What do the Bitcoin nodes verify exactly when a user exits the off-chain system?
Exactly what they need to, no less, no more. Or to be more specific, what you want to know is what the witness verifies. The Bitcoin nodes only ever verify that the witness was satisfied.

If that sounds a little orbicular, it's because it depends on the details of the system in question.  What I'm suggesting is a, effectively, an application for a replacement script system, the users provide the script. In general you'd provably destroy the coins in the off-chain system, in a way which binds the destruction to the bitcoin address you want to pay or in some other way visible to the off-chain users unbind them. The witness' job is to observe the transcript and be convinced by it.

For the anti-replay-oracle example,  you'd make a final off chain transaction with something like H('hello bitcoin!'||nonce||bitcoinaddress) as the destination, instead of a public key.  This makes the coin forever unspendable in the off-chain system.

For the colored-coin example, you might do something similar— you could pay the coin to an unspendable address that was really some hash of the intended bitcoin destination and a nonce,  or you'd could just have the funds pass through a transaction that has a zero value OP_RETURN {hash like above}, not discarding the coin at all, but signaling to all the other users of your colored coin (by convention established in the coding of your witness) that it has lost its color in order to move it back to Bitcoin. (This latter case means you would need to be using special colored coin software for your intermediate transactions that watched for this happening in order to avoid getting cheated).

In either case the nonce would never be made public, for privacy sake. It would be placed in the transcript, however, so that the witness could verify that you will be paying the correct Bitcoin destination, which you include as a public input so it can be checked against what you actually provided (I suppose technically it would be a hash of the masked redemption transaction and sighash flags and not an address, but ... implementation details).

But whatever you're doing for double-spending prevention off-chain you'd effectively be using the same thing here to convince the witness that you're not double-spending your redemption. Or not— none of this actually requires you to be secure against double spending if you don't want to adopt rules which are... but, uh, no one else may want your double-spendable coins. Smiley

If so it's still superior to existing off-chain systems in that funds can only be frozen, not confiscated.
And even there, part of the reason I gave an example using a hash blinded oracle is that it was one where the trusted part is so deprived of information it could only prevent spending by shutting down completely (and even not then if you use M of N them) or if the penultimate off-chain holder cooperates with it.

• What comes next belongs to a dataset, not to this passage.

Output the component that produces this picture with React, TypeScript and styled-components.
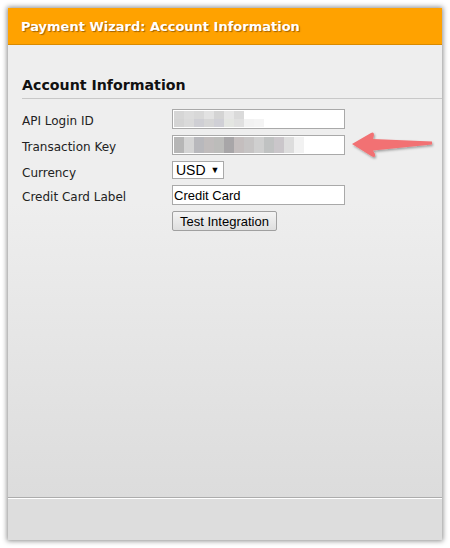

I could easily imagine witness designs that reduce the frozen funds risk further in exchange for some double-spend risk. For example, if there is an alternative way to redeem the coin by providing a incomplete transcript (e.g. one where you're the final owner, but there is no transfer into Bitcoin at the end) plus Bitcoin headers proving that the current time is in the sufficiently far future. There is a risk that a prior owner of the coin will steal it at this point (by truncating their transcript), but that risk may be better then allowing the coin to be frozen forever if the off-chain system fails, and would only exist if the holder of the coin failed to exit the off-chain system before their previously agreed on timeout ran out.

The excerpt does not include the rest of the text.